**WRITTEN INSTRUCTION**
Write out every line below that includes the word "this".
---*---
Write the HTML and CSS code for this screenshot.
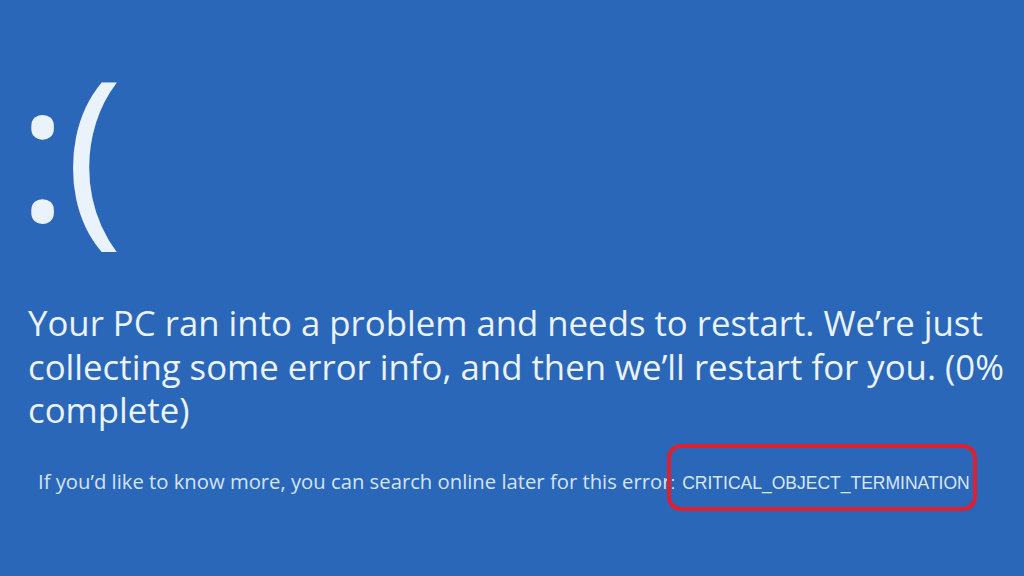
FILE: index.html
```html
<!DOCTYPE html>
<html lang="en">
<head>
<meta charset="utf-8">
<title>Stop code</title>
<link rel="stylesheet" href="styles.css">
</head>
<body>
<main class="screen">
  <div class="face">:(</div>
  <p class="message">Your PC ran into a problem and needs to restart. We’re just collecting some error info, and then we’ll restart for you. (0% complete)</p>
  <p class="info">If you’d like to know more, you can search online later for this erro<span class="mark">r<span class="code">: CRITICAL_OBJECT_TERMINATION</span></span></p>
</main>
</body>
</html>
```
FILE: styles.css
```css
html, body {
  margin: 0;
  padding: 0;
  height: 100%;
}
body {
  background: #2b67b9;
  overflow: hidden;
}
.screen {
  display: flex;
  flex-direction: column;
  padding: 41px 0 0 28px;
  color: #eaf2fc;
  font-family: "Open Sans", "Noto Sans", sans-serif;
}
.face {
  margin-left: -11px;
  font-size: 195px;
  line-height: 210px;
  height: 210px;
  font-weight: 400;
  letter-spacing: -3px;
}
.message {
  margin: 50px 0 0;
  width: 990px;
  font-size: 34.75px;
  line-height: 43.5px;
}
.info {
  margin: 36px 0 0 10px;
  font-size: 20.25px;
  line-height: 26px;
  color: #d4e3f6;
}
.mark {
  position: relative;
}
.code {
  font-family: "Liberation Sans", Arial, sans-serif;
  font-size: 17.5px;
  color: #d8e6f8;
  word-spacing: 2px;
}
.mark::after {
  content: "";
  position: absolute;
  box-sizing: border-box;
  left: 5px;
  top: -23px;
  width: 310px;
  height: 67px;
  border: 4px solid #e0202e;
  border-radius: 14px;
}
```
---*---
**RESULT OF THE TASK**
Write the HTML and CSS code for this screenshot.
  <p class="info">If you’d like to know more, you can search online later for this erro<span class="mark">r<span class="code">: CRITICAL_OBJECT_TERMINATION</span></span></p>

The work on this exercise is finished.